Jeff, I'm with you. I'm not really trying to make a style issue out of this; not my Way. Mostly, I called Moxie a "sour" beer because the label says "Moxie Sour Ale." And I'm in agreement: "sour" is a continuum. But like I think there are stops along the way of the "dark British ale" continuum -- porter, imperial stout, sweet stout, and so one -- "lambic" is definitely a stop -- a series of stops? A neighborhood? Destination: anywhere, east or west, I don't care? -- on the sour continuum, not just a smooth glissade along the way. I'm just calling them sour cuz that's what the American brewers are doing, and I think they're right.

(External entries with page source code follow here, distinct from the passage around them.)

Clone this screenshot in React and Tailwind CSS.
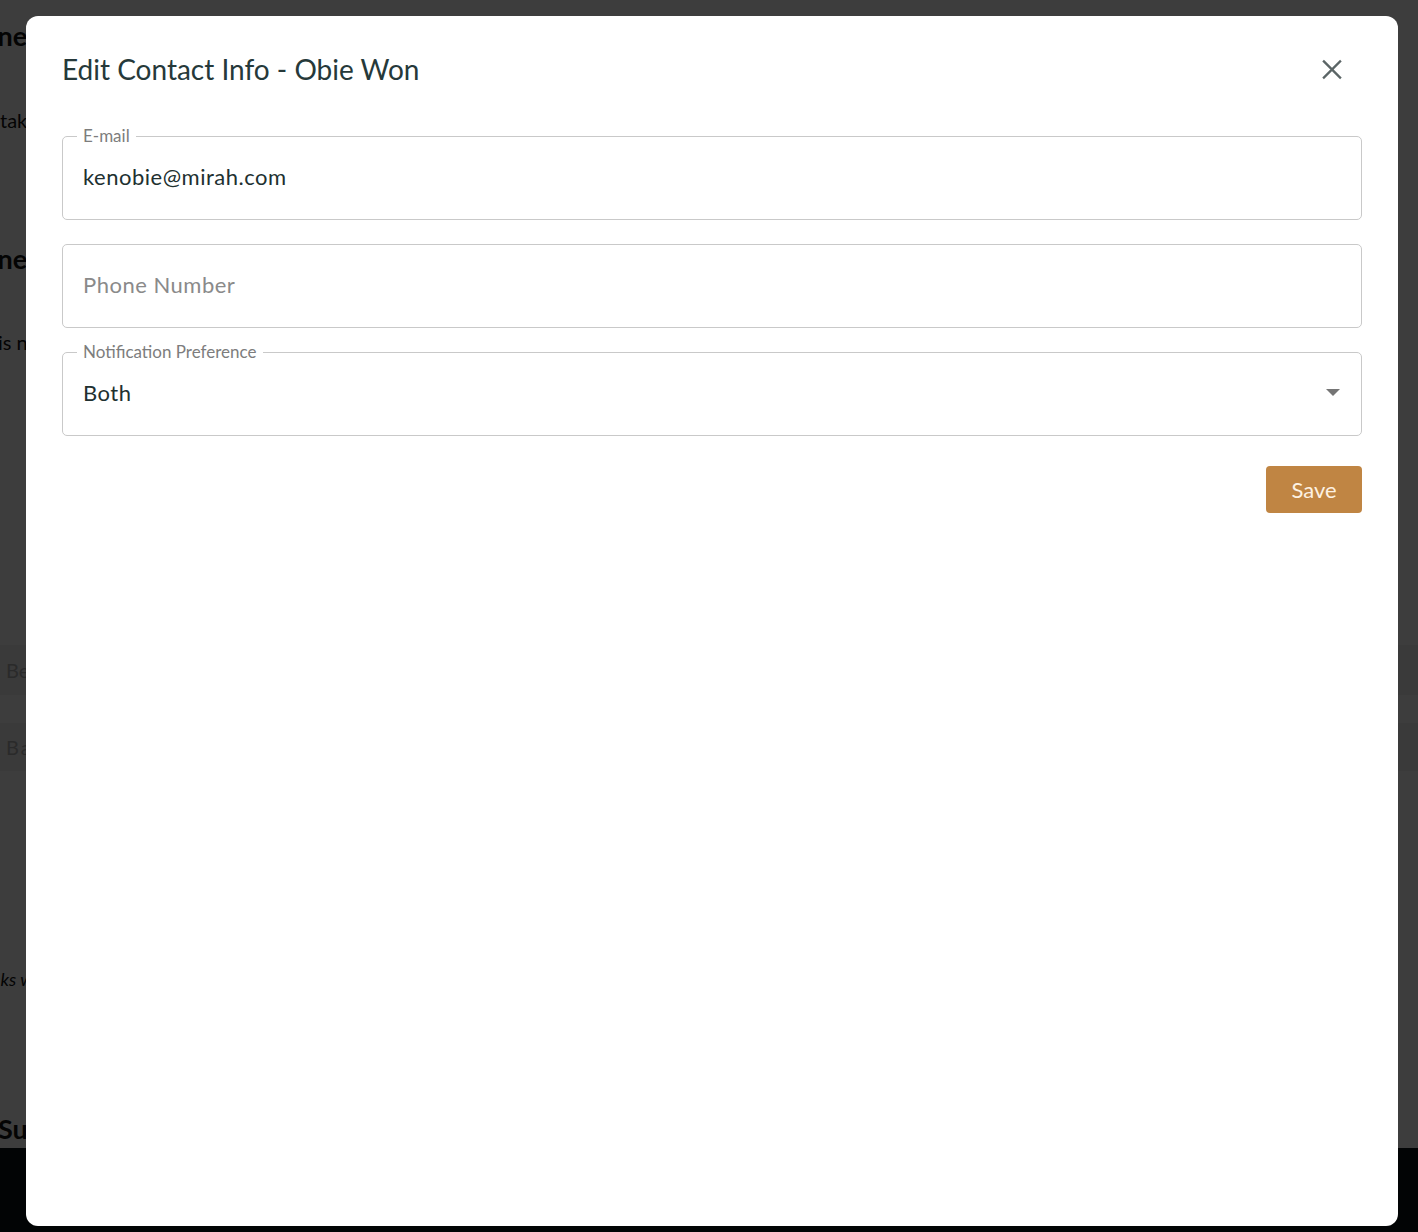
import React from "react";

const font = { fontFamily: "Lato, 'Open Sans', sans-serif" };

function OutlinedField({ label, value, placeholder, select }) {
  return (
    <div className="relative h-[84px] rounded-[5px] border border-[#c9c9c9] px-[20px] pb-[3px] flex items-center">
      {label && (
        <span className="absolute left-[14px] top-[-12px] bg-white px-[6px] text-[17px] leading-[22px] text-[#7d7d7d]">
          {label}
        </span>
      )}
      {value ? (
        <span className="text-[22px] tracking-[0.5px] text-[#213030]">{value}</span>
      ) : (
        <span className="text-[22px] tracking-[0.5px] text-[#8a8a8a]">{placeholder}</span>
      )}
      {select && (
        <span className="ml-auto mr-[1px] h-0 w-0 border-x-[7px] border-t-[7px] border-x-transparent border-t-[#757575]" />
      )}
    </div>
  );
}

function BackgroundPage() {
  return (
    <div className="flex h-full flex-col text-[#111]">
      <div className="flex-1 overflow-hidden pt-[19px]">
        <div className="-ml-[50px] text-[27px] font-bold leading-[34px]">Phone</div>
        <div className="mt-[53px] text-[20px] leading-[28px]">taking</div>
        <div className="mt-[108px] -ml-[50px] text-[27px] font-bold leading-[34px]">Phone</div>
        <div className="mt-[52px] -ml-[2px] text-[20px] leading-[28px]">is not</div>
        <div className="mt-[289px] h-[50px] bg-[#f2f2f2] flex items-center pl-[6px] text-[20px] text-[#b0b0b0]">Before</div>
        <div className="mt-[28px] h-[48px] bg-[#f2f2f2] flex items-center pl-[6px] text-[20px] text-[#b0b0b0] tracking-[2px]">Baseline</div>
        <div className="mt-[195px] -ml-[33px] text-[18px] italic leading-[26px]">Weeks with</div>
        <div className="mt-[120px] -ml-[2px] text-[27px] font-bold leading-[34px]">Summary</div>
      </div>
      <div className="h-[84px] shrink-0 bg-[#0c1117]" />
    </div>
  );
}

export default function App() {
  return (
    <div className="relative h-[1232px] w-full overflow-hidden bg-white" style={font}>
      <BackgroundPage />
      <div className="absolute inset-0 bg-black/[0.76]" />
      <div className="absolute left-[26px] top-[16px] right-[20px] bottom-[6px] rounded-[12px] bg-white px-[36px] pt-[35px]">
        <div className="flex items-center justify-between">
          <h2 className="text-[28px] leading-[36px] text-[#26393a]">Edit Contact Info - Obie Won</h2>
          <button className="mr-[20px] flex h-[20px] w-[20px] items-center justify-center" aria-label="Close">
            <svg width="21" height="21" viewBox="0 0 21 21" fill="none" stroke="#5b6566" strokeWidth="2.4" strokeLinecap="square">
              <path d="M2 2 L19 19 M19 2 L2 19" />
            </svg>
          </button>
        </div>

        <div className="mt-[49px] flex flex-col gap-[24px]">
          <OutlinedField label="E-mail" value="kenobie@mirah.com" />
          <OutlinedField placeholder="Phone Number" />
          <OutlinedField label="Notification Preference" value="Both" select />
        </div>

        <div className="mt-[30px] flex justify-end">
          <button className="h-[47px] w-[96px] rounded-[4px] bg-[#c08543] text-[22px] text-[#fdf1e2]">Save</button>
        </div>
      </div>
    </div>
  );
}
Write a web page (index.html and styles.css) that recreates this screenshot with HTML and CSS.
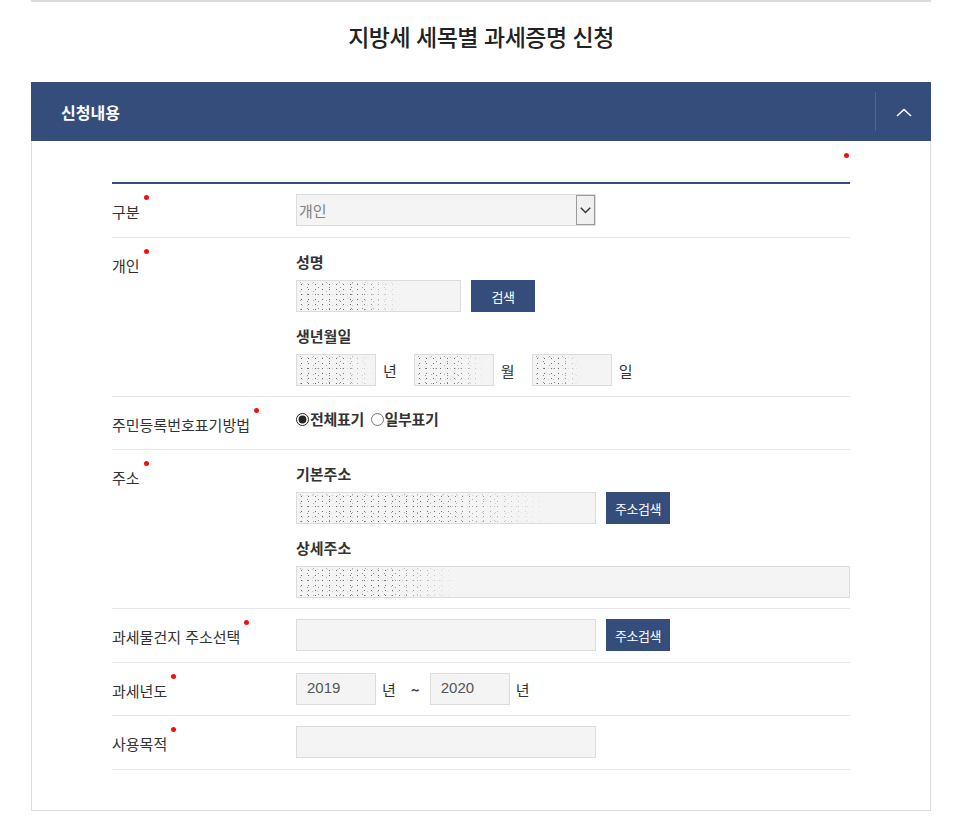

I'm sensing a break-up in the whole nomenclature system, actually, as people realize how much of it is based on arbitrary divisions. The 'lumpers' may be on the upswing. People talk about wine being so informative on its labels...well, maybe, maybe not. And when one man's pale ale is another man's bitter, and another guy calls his IPA a Pale...how useful is nomenclature? Victory's looking prescient calling Hop Wallop a hoppy golden ale, which is exactly what it is.

And Moxie? It's a sour ale. Damned right it is! But no, I don't know how it was soured. I need to find out. I'll work on that.

Jeff Alworth said...

Yes, the vocabulary, designed to explicate, so often obfuscates. Oh, these human endeavors!